§ WORK TO BE COMPLETED
Quote all of the data that follows exactly as written, skipping the images.

>> BEGIN DATA BLOCK

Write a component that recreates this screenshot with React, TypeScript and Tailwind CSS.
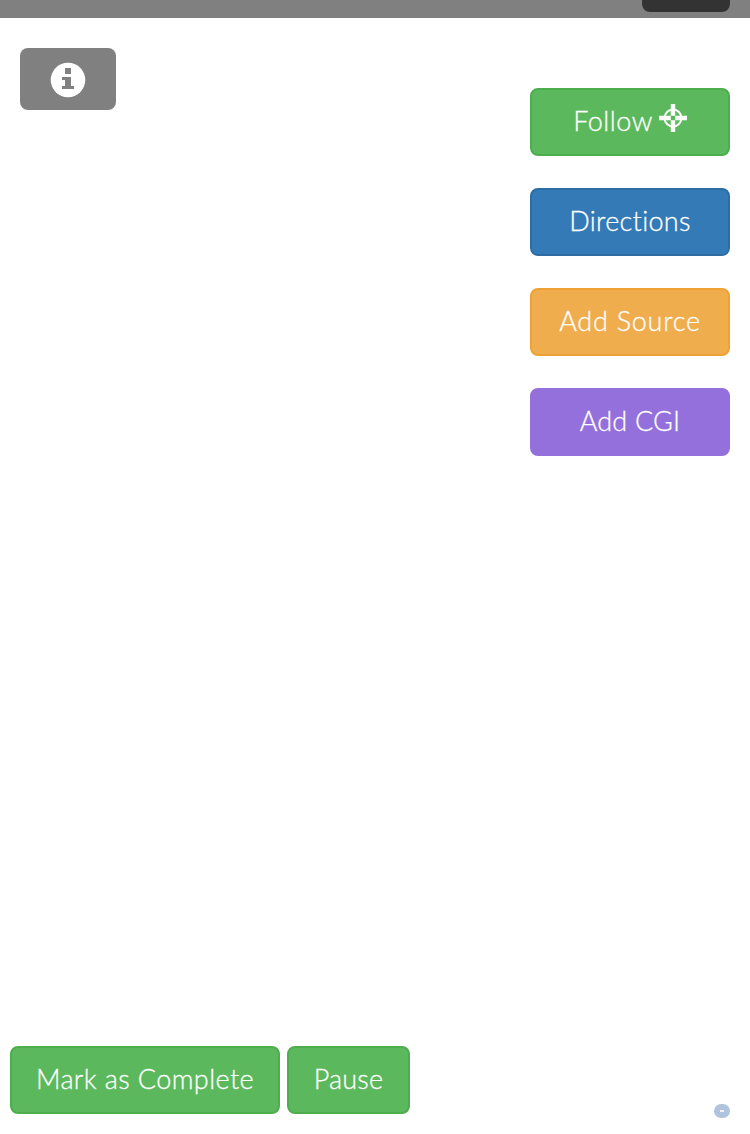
import type { ReactNode } from 'react';

function Action({ tone, label, spacing, children }: { tone: string; label: string; spacing: string; children?: ReactNode }) {
  return (
    <button className={`flex h-[68px] items-center justify-center whitespace-nowrap rounded-lg border-2 pb-1 text-[27px] font-light leading-none text-white [-webkit-text-stroke:0.3px_white] [font-variant-ligatures:none] ${tone}`}>
      <span className={spacing}>{label}</span>
      {children}
    </button>
  );
}

function Crosshair() {
  return (
    <svg className="mb-[5px] ml-[6px] size-7 shrink-0" viewBox="0 0 28 28" fill="none" stroke="white">
      <circle cx="14" cy="14" r="8.4" strokeWidth="2" />
      <path d="M14 0v11.8M14 16.2V28M0 14h11.8M16.2 14H28" strokeWidth="4.4" />
    </svg>
  );
}

export default function App() {
  return (
    <main className="flex h-[1134px] w-[750px] flex-col overflow-hidden bg-white font-['Lato',sans-serif]">
      <header className="flex h-[18px] shrink-0 justify-end bg-[#808080] pr-5">
        <div className="h-3 w-[88px] rounded-b-lg bg-[#333]" />
      </header>
      <section className="flex grow items-start justify-between px-5">
        <button aria-label="Information" className="mt-[30px] flex h-[62px] w-24 items-center justify-center rounded-lg bg-[#808080]">
          <svg className="mt-[2px] size-9" viewBox="0 0 36 36">
            <circle cx="18" cy="18" r="17.3" fill="white" />
            <path d="M15 6h6v6h-6zM12 15h9v9h3v3H12v-3h3v-6h-3z" fill="#808080" />
          </svg>
        </button>
        <nav className="mt-[70px] flex w-[200px] flex-col gap-8">
          <Action tone="border-[#4cae4c] bg-[#5cb85c]" label="Follow" spacing="tracking-[0.5px]"><Crosshair /></Action>
          <Action tone="border-[#2e6da4] bg-[#337ab7]" label="Directions" spacing="tracking-[0.3px]" />
          <Action tone="border-[#eea236] bg-[#f0ad4e]" label="Add Source" spacing="tracking-[0.75px]" />
          <Action tone="border-[#9370db] bg-[#9370db]" label="Add CGI" spacing="tracking-[0.2px]" />
        </nav>
      </section>
      <footer className="flex shrink-0 items-end justify-between pb-5 pl-[10px] pr-5">
        <div className="flex gap-[7px]">
          <Action tone="w-[270px] border-[#4cae4c] bg-[#5cb85c]" label="Mark as Complete" spacing="tracking-[0.4px]" />
          <Action tone="w-[123px] border-[#4cae4c] bg-[#5cb85c]" label="Pause" spacing="tracking-[0.2px]" />
        </div>
        <div className="-mb-1 flex h-[14px] w-4 items-center justify-center rounded-[7px] bg-[#b0c4de]">
          <div className="h-[2px] w-1 bg-[#f3f0ed]" />
        </div>
      </footer>
    </main>
  );
}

>> END DATA BLOCK

§ RESPONSE TO THIS TASK
Write a component that recreates this screenshot with React, TypeScript and Tailwind CSS.
import type { ReactNode } from 'react';

function Action({ tone, label, spacing, children }: { tone: string; label: string; spacing: string; children?: ReactNode }) {
  return (
    <button className={`flex h-[68px] items-center justify-center whitespace-nowrap rounded-lg border-2 pb-1 text-[27px] font-light leading-none text-white [-webkit-text-stroke:0.3px_white] [font-variant-ligatures:none] ${tone}`}>
      <span className={spacing}>{label}</span>
      {children}
    </button>
  );
}

function Crosshair() {
  return (
    <svg className="mb-[5px] ml-[6px] size-7 shrink-0" viewBox="0 0 28 28" fill="none" stroke="white">
      <circle cx="14" cy="14" r="8.4" strokeWidth="2" />
      <path d="M14 0v11.8M14 16.2V28M0 14h11.8M16.2 14H28" strokeWidth="4.4" />
    </svg>
  );
}

export default function App() {
  return (
    <main className="flex h-[1134px] w-[750px] flex-col overflow-hidden bg-white font-['Lato',sans-serif]">
      <header className="flex h-[18px] shrink-0 justify-end bg-[#808080] pr-5">
        <div className="h-3 w-[88px] rounded-b-lg bg-[#333]" />
      </header>
      <section className="flex grow items-start justify-between px-5">
        <button aria-label="Information" className="mt-[30px] flex h-[62px] w-24 items-center justify-center rounded-lg bg-[#808080]">
          <svg className="mt-[2px] size-9" viewBox="0 0 36 36">
            <circle cx="18" cy="18" r="17.3" fill="white" />
            <path d="M15 6h6v6h-6zM12 15h9v9h3v3H12v-3h3v-6h-3z" fill="#808080" />
          </svg>
        </button>
        <nav className="mt-[70px] flex w-[200px] flex-col gap-8">
          <Action tone="border-[#4cae4c] bg-[#5cb85c]" label="Follow" spacing="tracking-[0.5px]"><Crosshair /></Action>
          <Action tone="border-[#2e6da4] bg-[#337ab7]" label="Directions" spacing="tracking-[0.3px]" />
          <Action tone="border-[#eea236] bg-[#f0ad4e]" label="Add Source" spacing="tracking-[0.75px]" />
          <Action tone="border-[#9370db] bg-[#9370db]" label="Add CGI" spacing="tracking-[0.2px]" />
        </nav>
      </section>
      <footer className="flex shrink-0 items-end justify-between pb-5 pl-[10px] pr-5">
        <div className="flex gap-[7px]">
          <Action tone="w-[270px] border-[#4cae4c] bg-[#5cb85c]" label="Mark as Complete" spacing="tracking-[0.4px]" />
          <Action tone="w-[123px] border-[#4cae4c] bg-[#5cb85c]" label="Pause" spacing="tracking-[0.2px]" />
        </div>
        <div className="-mb-1 flex h-[14px] w-4 items-center justify-center rounded-[7px] bg-[#b0c4de]">
          <div className="h-[2px] w-1 bg-[#f3f0ed]" />
        </div>
      </footer>
    </main>
  );
}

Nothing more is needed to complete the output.